REQUIREMENTS — Using the data below, copy each line that includes the word "index".

MATERIAL PROVIDED —
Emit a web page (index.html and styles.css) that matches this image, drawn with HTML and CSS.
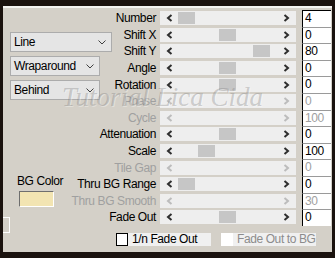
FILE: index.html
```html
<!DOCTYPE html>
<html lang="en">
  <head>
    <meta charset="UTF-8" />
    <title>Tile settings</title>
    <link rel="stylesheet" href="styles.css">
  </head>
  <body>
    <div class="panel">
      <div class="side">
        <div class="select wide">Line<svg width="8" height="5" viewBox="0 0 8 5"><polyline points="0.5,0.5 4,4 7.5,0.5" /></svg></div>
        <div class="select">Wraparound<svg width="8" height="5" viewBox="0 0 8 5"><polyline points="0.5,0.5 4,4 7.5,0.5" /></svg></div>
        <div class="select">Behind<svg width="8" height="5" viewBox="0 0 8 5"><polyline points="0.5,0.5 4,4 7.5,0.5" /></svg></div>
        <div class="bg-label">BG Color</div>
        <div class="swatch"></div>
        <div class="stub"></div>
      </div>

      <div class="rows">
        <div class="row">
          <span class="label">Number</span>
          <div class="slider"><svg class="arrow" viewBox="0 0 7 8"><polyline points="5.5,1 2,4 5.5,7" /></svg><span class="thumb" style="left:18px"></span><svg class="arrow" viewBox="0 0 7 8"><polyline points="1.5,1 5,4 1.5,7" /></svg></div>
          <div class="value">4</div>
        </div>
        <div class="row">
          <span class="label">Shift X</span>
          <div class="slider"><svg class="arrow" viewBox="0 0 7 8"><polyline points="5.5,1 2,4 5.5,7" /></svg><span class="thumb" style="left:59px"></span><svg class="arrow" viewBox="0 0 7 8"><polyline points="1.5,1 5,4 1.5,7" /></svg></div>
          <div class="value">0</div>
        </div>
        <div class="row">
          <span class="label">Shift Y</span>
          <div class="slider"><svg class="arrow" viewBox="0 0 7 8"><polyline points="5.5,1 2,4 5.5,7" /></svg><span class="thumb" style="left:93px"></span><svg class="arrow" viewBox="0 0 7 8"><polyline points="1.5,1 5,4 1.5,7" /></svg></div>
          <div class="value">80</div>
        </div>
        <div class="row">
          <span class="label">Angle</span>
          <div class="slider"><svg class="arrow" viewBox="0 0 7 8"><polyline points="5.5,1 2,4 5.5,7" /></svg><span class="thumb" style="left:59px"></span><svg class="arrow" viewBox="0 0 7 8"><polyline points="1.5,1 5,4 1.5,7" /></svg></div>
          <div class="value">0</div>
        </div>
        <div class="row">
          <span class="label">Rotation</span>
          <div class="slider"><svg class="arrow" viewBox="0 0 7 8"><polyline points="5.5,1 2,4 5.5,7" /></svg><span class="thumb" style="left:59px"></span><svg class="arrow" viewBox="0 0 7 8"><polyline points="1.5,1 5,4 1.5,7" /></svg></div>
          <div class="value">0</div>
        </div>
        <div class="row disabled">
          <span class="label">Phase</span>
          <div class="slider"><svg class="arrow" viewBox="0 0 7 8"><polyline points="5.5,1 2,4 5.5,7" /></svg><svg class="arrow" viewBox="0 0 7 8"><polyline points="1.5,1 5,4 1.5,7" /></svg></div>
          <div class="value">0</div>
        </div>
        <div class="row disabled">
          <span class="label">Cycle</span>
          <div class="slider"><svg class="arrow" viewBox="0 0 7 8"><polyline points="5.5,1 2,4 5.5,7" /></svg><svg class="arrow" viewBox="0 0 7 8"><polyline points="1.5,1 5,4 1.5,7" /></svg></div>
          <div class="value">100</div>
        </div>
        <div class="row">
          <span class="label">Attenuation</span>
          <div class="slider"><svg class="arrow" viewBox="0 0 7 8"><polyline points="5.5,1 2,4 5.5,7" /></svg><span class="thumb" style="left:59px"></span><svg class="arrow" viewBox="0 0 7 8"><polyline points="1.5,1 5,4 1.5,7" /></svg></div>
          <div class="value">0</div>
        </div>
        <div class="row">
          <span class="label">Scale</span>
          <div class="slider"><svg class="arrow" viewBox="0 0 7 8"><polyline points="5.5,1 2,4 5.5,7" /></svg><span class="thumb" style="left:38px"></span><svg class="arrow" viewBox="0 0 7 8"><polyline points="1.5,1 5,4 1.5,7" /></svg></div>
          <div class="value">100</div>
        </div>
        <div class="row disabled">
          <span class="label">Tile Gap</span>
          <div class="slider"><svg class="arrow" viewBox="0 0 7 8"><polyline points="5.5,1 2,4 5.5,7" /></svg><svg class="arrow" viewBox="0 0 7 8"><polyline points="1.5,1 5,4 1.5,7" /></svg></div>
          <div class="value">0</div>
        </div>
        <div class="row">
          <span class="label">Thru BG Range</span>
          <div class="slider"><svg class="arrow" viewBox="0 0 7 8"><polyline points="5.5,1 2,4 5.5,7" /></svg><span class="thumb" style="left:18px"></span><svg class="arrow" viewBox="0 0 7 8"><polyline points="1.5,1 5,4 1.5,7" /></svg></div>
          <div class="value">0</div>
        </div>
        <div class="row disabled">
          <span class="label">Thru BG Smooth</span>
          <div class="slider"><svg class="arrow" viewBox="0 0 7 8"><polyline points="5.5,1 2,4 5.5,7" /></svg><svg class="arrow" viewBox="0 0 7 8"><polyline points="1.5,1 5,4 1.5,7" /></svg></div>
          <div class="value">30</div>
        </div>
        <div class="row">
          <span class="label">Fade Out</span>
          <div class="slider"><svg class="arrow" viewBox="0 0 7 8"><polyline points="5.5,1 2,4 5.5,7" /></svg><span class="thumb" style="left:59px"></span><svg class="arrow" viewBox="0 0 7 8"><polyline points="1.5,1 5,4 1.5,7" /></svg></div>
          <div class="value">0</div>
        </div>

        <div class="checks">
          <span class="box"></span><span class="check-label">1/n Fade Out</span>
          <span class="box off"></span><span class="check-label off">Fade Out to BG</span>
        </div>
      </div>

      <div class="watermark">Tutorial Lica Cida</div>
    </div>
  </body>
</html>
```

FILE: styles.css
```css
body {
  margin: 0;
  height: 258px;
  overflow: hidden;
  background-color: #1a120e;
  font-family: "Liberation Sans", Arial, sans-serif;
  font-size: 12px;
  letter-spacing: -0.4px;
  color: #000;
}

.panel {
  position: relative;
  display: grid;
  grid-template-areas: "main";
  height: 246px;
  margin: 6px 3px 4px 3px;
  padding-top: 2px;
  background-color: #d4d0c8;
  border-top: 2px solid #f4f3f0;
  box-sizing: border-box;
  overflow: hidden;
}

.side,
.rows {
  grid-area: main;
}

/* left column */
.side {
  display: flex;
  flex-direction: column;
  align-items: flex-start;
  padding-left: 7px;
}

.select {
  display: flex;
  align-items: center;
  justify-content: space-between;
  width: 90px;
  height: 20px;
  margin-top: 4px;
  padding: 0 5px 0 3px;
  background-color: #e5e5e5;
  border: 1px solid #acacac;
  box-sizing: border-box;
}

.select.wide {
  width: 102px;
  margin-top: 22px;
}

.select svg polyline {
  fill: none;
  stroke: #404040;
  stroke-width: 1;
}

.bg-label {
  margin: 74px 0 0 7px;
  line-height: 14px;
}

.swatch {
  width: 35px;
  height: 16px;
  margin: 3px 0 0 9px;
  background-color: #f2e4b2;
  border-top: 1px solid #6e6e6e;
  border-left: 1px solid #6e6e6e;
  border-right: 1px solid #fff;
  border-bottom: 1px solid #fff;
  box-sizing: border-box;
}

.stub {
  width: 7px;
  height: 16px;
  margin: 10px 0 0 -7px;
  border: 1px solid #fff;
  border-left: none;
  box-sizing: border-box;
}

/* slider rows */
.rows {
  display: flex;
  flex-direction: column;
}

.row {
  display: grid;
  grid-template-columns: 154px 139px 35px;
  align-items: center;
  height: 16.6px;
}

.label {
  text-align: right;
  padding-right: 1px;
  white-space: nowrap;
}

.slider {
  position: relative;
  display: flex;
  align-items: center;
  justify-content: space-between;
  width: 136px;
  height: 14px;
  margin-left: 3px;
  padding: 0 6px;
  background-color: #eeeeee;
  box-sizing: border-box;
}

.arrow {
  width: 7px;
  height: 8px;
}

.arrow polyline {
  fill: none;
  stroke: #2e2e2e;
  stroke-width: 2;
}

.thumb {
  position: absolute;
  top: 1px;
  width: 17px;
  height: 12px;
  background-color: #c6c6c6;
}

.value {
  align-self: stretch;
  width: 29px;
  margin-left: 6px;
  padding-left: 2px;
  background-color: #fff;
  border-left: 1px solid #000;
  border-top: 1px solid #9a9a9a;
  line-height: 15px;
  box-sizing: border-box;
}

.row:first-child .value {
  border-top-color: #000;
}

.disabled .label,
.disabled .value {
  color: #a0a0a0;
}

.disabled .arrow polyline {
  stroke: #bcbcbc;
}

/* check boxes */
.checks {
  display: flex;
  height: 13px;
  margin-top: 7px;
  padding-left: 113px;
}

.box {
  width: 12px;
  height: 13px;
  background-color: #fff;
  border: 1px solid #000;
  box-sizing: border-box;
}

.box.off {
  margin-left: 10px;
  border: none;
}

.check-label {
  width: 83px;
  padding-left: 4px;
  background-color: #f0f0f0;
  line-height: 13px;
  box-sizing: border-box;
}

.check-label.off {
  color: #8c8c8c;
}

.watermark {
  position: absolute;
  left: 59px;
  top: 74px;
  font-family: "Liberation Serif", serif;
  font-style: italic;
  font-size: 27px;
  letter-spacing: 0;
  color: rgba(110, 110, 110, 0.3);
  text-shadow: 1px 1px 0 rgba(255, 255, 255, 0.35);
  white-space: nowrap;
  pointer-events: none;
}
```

ANSWER TO THE PROBLEM —
Emit a web page (index.html and styles.css) that matches this image, drawn with HTML and CSS.
FILE: index.html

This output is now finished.